***** RECORD EXCERPTS *****

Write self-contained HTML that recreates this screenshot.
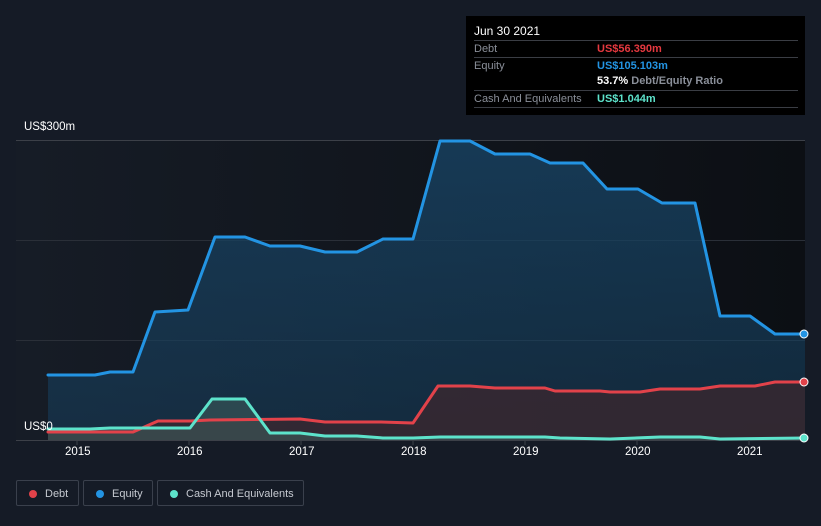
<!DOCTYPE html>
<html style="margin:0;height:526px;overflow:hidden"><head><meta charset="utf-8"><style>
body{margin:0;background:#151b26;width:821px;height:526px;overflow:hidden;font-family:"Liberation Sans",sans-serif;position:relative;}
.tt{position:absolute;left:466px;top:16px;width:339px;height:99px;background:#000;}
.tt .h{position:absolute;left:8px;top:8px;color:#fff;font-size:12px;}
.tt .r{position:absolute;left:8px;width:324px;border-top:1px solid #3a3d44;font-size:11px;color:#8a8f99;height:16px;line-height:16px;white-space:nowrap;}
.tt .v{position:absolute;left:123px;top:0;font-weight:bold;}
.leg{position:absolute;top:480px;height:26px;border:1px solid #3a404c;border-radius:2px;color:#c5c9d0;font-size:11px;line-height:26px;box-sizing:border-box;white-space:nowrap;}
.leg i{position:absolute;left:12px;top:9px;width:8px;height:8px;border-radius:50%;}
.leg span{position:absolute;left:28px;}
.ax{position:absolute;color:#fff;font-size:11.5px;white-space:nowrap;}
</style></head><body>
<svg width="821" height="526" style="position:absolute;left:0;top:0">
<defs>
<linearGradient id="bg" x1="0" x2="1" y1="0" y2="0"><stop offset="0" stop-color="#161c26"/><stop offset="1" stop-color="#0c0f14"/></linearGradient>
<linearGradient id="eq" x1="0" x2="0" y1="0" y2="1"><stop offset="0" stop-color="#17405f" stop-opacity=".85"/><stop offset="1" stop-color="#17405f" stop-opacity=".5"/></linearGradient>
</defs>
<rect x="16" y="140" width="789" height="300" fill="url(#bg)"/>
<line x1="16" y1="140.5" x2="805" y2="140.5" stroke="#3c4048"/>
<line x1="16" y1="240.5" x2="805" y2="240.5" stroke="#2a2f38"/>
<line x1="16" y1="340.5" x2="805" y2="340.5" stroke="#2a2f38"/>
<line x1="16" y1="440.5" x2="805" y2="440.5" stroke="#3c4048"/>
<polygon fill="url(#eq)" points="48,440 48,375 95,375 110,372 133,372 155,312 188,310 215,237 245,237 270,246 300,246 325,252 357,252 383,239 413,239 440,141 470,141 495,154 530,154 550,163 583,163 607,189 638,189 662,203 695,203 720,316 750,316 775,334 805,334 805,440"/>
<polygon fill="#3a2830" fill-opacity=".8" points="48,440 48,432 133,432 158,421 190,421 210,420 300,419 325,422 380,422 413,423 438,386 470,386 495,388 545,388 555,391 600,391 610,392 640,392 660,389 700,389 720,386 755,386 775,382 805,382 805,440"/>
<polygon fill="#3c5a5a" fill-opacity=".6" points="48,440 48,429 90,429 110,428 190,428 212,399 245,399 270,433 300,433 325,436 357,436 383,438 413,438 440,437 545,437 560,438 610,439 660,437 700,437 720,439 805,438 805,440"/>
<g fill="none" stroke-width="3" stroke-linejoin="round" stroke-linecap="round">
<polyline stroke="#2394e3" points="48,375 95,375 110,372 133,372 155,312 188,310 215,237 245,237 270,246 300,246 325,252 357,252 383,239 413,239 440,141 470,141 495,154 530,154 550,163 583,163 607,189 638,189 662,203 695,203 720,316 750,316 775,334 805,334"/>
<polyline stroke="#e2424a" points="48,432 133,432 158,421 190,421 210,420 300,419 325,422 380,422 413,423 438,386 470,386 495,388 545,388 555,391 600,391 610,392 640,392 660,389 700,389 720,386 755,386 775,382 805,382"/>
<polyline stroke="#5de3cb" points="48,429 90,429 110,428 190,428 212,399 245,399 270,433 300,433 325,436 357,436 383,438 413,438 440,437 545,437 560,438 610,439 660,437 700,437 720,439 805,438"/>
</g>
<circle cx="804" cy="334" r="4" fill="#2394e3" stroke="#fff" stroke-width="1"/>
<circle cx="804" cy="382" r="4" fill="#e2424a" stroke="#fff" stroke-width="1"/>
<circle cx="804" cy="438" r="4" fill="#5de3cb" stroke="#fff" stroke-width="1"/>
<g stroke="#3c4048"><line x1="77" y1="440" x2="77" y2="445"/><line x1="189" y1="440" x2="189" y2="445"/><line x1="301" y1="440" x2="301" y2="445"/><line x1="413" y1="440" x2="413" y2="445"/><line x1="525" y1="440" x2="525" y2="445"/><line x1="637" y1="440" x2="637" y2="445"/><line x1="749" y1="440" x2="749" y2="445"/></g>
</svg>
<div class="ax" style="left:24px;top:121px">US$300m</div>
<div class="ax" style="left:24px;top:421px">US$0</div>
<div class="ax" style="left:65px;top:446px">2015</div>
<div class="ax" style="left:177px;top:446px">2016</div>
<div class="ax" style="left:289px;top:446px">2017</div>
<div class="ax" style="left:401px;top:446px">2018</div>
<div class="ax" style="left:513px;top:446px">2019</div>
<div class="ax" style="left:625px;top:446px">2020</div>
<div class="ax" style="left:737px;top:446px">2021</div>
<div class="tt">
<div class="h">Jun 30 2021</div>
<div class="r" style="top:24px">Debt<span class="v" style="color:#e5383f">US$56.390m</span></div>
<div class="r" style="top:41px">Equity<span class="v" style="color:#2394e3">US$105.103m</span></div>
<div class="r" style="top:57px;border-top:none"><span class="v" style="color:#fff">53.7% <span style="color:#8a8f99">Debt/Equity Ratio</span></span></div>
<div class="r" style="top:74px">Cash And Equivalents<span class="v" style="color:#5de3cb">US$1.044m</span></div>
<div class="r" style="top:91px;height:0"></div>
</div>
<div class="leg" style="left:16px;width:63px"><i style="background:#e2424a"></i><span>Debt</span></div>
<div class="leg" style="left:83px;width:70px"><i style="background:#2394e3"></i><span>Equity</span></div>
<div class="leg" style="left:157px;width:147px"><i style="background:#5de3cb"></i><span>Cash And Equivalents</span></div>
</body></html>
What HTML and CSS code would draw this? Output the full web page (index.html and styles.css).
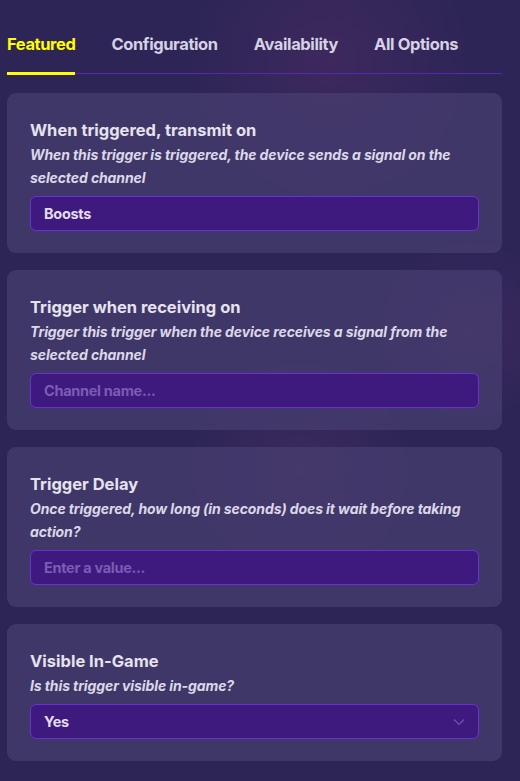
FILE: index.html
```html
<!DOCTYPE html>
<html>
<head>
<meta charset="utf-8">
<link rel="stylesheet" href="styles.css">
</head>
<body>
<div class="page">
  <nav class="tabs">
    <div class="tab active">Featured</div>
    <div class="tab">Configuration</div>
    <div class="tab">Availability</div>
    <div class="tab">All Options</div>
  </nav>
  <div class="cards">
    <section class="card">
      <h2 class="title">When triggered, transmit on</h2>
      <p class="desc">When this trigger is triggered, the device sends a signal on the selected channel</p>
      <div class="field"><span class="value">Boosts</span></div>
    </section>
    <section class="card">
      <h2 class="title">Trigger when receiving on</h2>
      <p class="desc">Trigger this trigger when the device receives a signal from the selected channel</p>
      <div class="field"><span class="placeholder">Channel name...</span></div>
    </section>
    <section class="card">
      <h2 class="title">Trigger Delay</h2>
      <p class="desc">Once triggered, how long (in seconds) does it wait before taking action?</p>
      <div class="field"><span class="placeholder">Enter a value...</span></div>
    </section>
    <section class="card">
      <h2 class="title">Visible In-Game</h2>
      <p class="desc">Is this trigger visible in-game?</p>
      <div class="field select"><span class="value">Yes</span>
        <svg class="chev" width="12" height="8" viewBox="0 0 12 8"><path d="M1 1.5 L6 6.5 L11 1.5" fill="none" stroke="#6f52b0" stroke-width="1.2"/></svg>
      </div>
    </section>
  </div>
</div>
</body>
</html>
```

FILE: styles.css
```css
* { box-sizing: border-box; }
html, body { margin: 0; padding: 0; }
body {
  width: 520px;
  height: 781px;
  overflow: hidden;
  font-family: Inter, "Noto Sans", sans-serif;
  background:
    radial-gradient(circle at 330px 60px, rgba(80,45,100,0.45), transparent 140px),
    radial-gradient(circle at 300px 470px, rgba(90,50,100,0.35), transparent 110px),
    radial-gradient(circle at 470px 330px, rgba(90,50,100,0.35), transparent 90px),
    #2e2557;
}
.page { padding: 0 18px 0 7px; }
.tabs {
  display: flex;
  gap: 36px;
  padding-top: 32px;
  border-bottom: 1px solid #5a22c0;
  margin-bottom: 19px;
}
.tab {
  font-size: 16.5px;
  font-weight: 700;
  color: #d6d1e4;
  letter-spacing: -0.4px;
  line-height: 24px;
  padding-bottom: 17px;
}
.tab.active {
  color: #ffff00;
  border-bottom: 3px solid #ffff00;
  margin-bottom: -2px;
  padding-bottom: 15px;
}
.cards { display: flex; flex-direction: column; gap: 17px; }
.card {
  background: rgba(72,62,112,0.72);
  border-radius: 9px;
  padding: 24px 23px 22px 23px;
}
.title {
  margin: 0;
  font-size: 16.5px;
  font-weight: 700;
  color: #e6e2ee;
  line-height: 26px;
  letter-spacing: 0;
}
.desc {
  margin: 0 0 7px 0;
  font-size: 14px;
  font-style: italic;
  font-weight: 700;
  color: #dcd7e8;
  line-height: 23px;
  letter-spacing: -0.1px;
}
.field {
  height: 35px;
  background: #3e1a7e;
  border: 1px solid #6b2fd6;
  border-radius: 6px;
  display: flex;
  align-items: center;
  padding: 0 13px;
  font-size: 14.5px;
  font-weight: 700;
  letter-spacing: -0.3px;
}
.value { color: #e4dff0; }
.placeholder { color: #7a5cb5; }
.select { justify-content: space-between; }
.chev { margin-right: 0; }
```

*****
***** RECORD EXCERPTS *****

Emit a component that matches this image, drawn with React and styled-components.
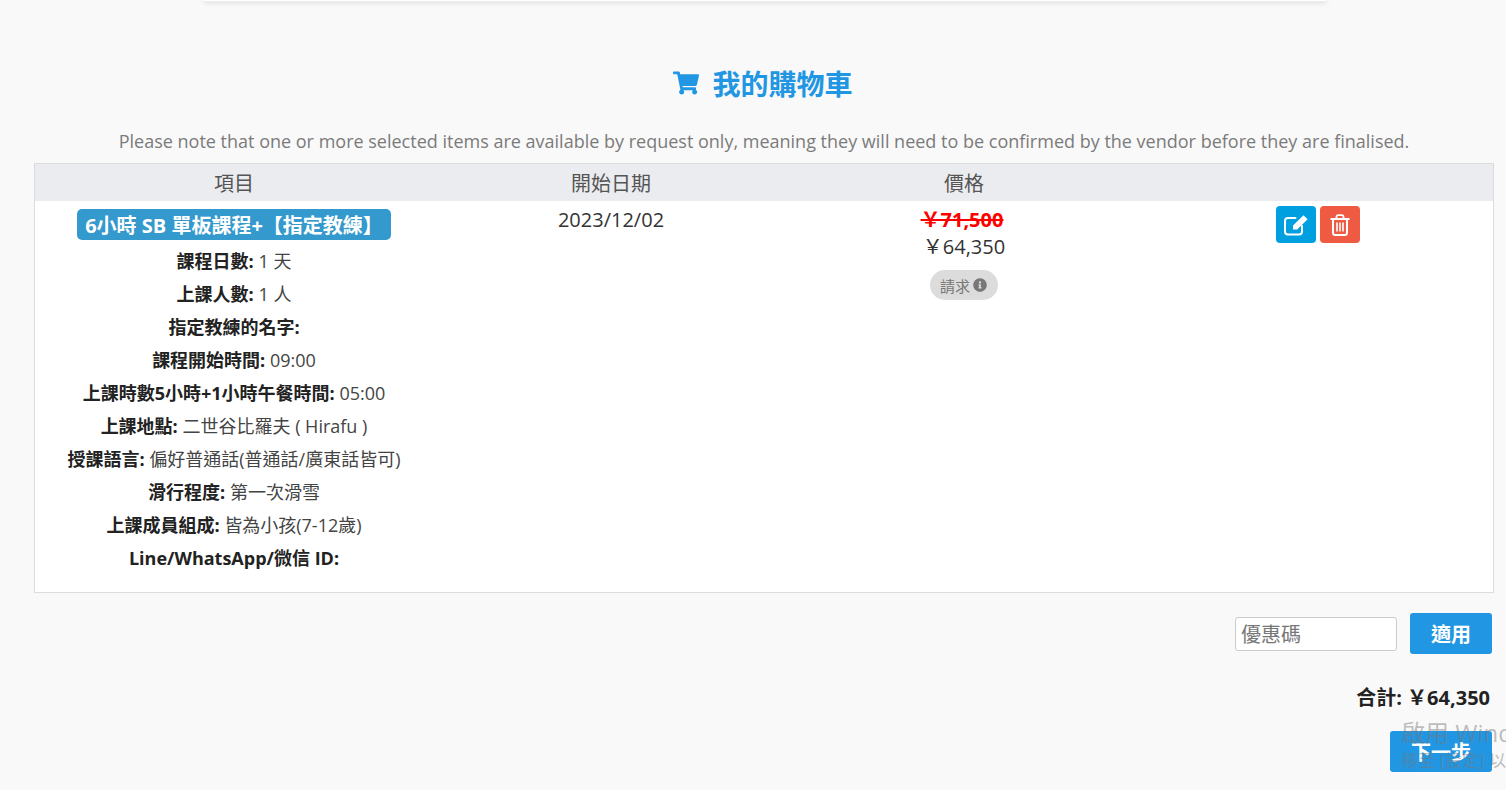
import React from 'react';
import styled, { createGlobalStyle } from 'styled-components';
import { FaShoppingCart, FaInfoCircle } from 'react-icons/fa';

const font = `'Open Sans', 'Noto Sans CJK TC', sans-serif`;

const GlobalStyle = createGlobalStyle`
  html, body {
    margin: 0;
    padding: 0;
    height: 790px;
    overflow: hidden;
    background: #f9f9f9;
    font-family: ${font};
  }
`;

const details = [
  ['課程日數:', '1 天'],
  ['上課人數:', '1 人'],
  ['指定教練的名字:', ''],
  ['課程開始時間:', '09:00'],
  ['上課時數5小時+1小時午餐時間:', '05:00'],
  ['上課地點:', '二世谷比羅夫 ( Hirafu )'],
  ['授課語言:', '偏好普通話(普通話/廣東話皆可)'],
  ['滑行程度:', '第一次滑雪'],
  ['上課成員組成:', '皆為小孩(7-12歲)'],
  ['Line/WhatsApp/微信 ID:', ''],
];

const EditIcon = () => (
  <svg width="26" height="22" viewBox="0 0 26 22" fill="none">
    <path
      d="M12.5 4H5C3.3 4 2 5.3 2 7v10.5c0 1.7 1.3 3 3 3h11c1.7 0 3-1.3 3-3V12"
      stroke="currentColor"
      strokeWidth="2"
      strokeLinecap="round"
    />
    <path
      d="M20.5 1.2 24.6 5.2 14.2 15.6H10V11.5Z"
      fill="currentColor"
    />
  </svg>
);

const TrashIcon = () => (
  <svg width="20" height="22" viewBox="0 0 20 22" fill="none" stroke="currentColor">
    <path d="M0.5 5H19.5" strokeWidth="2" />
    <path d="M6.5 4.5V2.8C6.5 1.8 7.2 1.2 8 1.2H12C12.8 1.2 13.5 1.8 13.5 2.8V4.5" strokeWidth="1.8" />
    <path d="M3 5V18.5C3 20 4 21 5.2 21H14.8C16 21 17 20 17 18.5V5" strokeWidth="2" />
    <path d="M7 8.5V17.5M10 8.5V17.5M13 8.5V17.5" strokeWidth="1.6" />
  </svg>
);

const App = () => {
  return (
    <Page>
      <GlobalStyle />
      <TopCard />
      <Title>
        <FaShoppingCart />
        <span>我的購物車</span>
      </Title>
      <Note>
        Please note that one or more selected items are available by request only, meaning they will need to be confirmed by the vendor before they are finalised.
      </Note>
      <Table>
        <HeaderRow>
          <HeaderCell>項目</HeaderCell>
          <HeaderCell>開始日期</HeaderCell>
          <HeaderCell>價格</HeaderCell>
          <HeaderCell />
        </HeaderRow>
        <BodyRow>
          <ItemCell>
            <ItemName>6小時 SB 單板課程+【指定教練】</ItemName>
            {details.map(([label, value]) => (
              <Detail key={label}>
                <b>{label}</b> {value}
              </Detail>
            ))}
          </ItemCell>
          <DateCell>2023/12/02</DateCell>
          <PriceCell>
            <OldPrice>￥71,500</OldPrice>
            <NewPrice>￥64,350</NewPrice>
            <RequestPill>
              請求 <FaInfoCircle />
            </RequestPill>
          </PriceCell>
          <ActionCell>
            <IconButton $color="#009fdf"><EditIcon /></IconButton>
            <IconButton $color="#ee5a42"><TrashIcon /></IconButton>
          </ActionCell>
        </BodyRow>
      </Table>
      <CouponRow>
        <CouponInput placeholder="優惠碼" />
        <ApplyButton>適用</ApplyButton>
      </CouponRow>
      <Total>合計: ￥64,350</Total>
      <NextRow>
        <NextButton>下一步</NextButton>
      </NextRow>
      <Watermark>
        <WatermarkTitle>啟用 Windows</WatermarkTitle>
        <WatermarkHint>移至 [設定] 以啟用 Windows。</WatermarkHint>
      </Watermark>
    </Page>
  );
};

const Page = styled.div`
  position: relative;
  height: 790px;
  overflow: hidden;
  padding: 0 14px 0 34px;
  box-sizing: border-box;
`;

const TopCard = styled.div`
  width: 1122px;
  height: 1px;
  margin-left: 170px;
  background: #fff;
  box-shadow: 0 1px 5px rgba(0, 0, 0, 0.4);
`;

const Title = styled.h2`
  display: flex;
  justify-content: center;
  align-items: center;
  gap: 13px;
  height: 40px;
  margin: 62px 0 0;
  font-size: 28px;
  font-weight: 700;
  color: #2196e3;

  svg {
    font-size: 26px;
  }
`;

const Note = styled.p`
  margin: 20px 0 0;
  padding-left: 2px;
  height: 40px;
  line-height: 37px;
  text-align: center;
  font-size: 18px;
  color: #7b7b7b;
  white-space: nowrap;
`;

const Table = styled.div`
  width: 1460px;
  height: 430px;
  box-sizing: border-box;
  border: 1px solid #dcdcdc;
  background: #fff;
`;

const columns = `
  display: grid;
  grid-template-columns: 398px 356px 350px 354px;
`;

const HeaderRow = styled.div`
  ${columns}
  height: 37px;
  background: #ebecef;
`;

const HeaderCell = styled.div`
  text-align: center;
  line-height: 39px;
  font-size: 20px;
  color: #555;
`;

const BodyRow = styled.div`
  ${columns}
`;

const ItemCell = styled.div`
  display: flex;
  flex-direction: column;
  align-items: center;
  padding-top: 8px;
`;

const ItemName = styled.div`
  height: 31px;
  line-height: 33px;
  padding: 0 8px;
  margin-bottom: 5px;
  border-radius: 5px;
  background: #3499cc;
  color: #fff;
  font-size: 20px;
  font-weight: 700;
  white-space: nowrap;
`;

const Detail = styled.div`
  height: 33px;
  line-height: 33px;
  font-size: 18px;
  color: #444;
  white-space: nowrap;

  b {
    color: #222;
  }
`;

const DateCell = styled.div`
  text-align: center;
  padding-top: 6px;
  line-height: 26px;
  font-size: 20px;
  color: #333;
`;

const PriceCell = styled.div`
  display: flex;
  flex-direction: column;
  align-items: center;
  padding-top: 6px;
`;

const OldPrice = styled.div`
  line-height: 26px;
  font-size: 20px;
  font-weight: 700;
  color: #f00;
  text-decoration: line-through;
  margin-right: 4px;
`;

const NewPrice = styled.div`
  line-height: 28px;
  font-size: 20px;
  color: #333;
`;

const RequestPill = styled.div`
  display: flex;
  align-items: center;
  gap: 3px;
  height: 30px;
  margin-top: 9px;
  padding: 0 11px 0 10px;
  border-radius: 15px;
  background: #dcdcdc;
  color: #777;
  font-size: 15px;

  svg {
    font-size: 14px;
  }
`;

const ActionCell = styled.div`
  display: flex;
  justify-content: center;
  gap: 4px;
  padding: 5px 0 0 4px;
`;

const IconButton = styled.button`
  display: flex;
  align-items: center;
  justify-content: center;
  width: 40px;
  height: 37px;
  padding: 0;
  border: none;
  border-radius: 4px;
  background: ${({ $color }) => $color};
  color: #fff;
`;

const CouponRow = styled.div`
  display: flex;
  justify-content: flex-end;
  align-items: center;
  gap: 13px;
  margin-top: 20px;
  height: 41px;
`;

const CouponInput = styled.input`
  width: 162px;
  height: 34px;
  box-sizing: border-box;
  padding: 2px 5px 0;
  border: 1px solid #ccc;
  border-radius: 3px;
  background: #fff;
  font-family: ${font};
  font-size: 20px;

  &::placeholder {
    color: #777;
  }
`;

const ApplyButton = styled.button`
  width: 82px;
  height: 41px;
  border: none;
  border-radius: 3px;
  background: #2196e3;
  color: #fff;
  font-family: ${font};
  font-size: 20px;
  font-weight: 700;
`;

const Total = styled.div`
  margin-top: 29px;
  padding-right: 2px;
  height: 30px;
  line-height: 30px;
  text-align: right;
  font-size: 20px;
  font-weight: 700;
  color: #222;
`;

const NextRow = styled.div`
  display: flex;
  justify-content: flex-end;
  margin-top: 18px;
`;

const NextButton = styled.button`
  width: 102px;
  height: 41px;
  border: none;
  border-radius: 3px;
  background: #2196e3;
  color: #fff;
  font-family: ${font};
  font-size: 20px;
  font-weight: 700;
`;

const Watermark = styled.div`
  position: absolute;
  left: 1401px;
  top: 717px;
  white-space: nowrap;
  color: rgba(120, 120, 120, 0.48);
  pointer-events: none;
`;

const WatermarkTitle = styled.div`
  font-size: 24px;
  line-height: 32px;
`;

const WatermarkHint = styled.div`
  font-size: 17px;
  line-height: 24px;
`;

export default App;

*****

_GIVEN INSTRUCTION_:
Read through the data and copy every line where "index" shows up.

_EXERCISE OUTPUT_:
What HTML and CSS code would draw this? Output the full web page (index.html and styles.css).
FILE: index.html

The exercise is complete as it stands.